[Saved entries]
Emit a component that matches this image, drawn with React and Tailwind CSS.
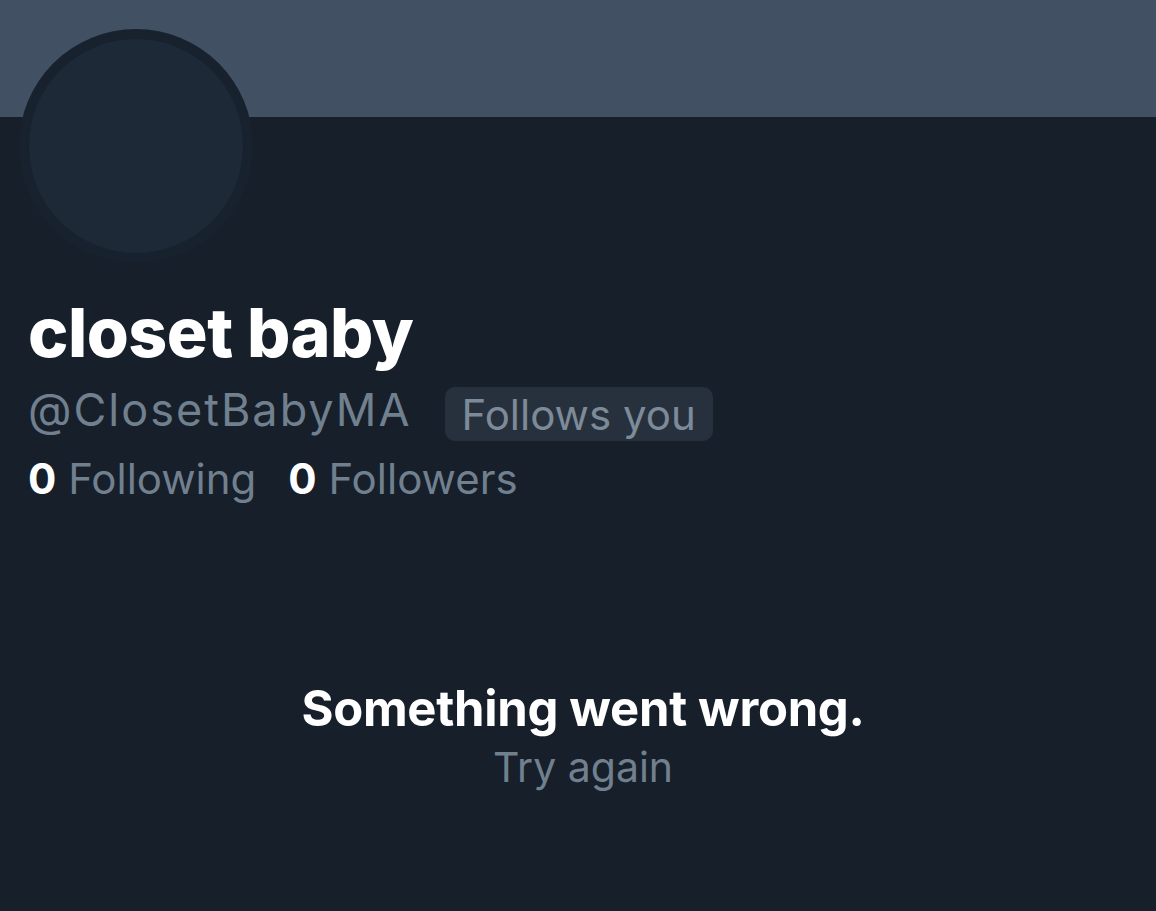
export default function App() {
  return (
    <div className="w-[1156px] h-[911px] bg-[#171f2a] overflow-hidden flex flex-col" style={{ fontFamily: "Inter, 'Liberation Sans', sans-serif" }}>
      <div className="h-[117px] bg-[#415163] shrink-0" />
      <div className="px-[19px] -mt-[88px] flex">
        <div className="w-[234px] h-[234px] rounded-full bg-[#18222f] p-[10px]">
          <div className="w-full h-full rounded-full bg-[#1e2938]" />
        </div>
      </div>
      <div className="px-[28px] mt-[33px] flex flex-col">
        <div className="text-white font-extrabold text-[68px] leading-[72px] tracking-[-0.5px]">closet baby</div>
        <div className="flex items-start mt-[15px] gap-[33px]">
          <span className="text-[#71808f] text-[45px] leading-[54px] tracking-[2px]">@ClosetBabyMA</span>
          <span className="mt-[4px] bg-[#27313e] rounded-[10px] px-[17px] h-[54px] flex items-center text-[#7d8a98] text-[42px]">Follows you</span>
        </div>
        <div className="flex items-center mt-[11px] gap-[32px] text-[42px] leading-[54px]">
          <span><span className="text-white font-bold">0</span> <span className="text-[#71808f]">Following</span></span>
          <span><span className="text-white font-bold">0</span> <span className="text-[#71808f]">Followers</span></span>
        </div>
      </div>
      <div className="flex flex-col items-center mt-[173px] pl-[10px]">
        <div className="text-white font-bold text-[49px] leading-[60px] tracking-[-0.3px]">Something went wrong.</div>
        <div className="mt-[3px] text-[#71808f] text-[41px] leading-[50px]">Try again</div>
      </div>
    </div>
  );
}
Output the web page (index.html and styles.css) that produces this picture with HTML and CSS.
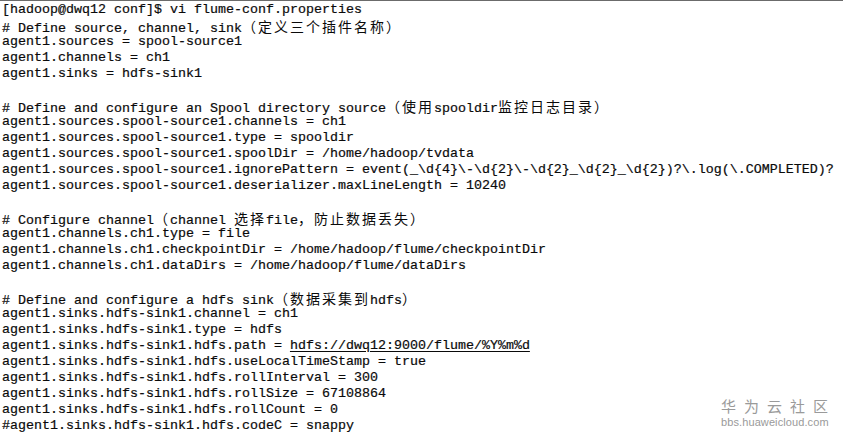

[Task directions]: Restate the records word for word, omitting images.

[Task response]:
Emit a component that matches this image, drawn with React and Tailwind CSS.
export default function App() {
  return (
    <div className="w-[1156px] h-[911px] bg-[#171f2a] overflow-hidden flex flex-col" style={{ fontFamily: "Inter, 'Liberation Sans', sans-serif" }}>
      <div className="h-[117px] bg-[#415163] shrink-0" />
      <div className="px-[19px] -mt-[88px] flex">
        <div className="w-[234px] h-[234px] rounded-full bg-[#18222f] p-[10px]">
          <div className="w-full h-full rounded-full bg-[#1e2938]" />
        </div>
      </div>
      <div className="px-[28px] mt-[33px] flex flex-col">
        <div className="text-white font-extrabold text-[68px] leading-[72px] tracking-[-0.5px]">closet baby</div>
        <div className="flex items-start mt-[15px] gap-[33px]">
          <span className="text-[#71808f] text-[45px] leading-[54px] tracking-[2px]">@ClosetBabyMA</span>
          <span className="mt-[4px] bg-[#27313e] rounded-[10px] px-[17px] h-[54px] flex items-center text-[#7d8a98] text-[42px]">Follows you</span>
        </div>
        <div className="flex items-center mt-[11px] gap-[32px] text-[42px] leading-[54px]">
          <span><span className="text-white font-bold">0</span> <span className="text-[#71808f]">Following</span></span>
          <span><span className="text-white font-bold">0</span> <span className="text-[#71808f]">Followers</span></span>
        </div>
      </div>
      <div className="flex flex-col items-center mt-[173px] pl-[10px]">
        <div className="text-white font-bold text-[49px] leading-[60px] tracking-[-0.3px]">Something went wrong.</div>
        <div className="mt-[3px] text-[#71808f] text-[41px] leading-[50px]">Try again</div>
      </div>
    </div>
  );
}
Output the web page (index.html and styles.css) that produces this picture with HTML and CSS.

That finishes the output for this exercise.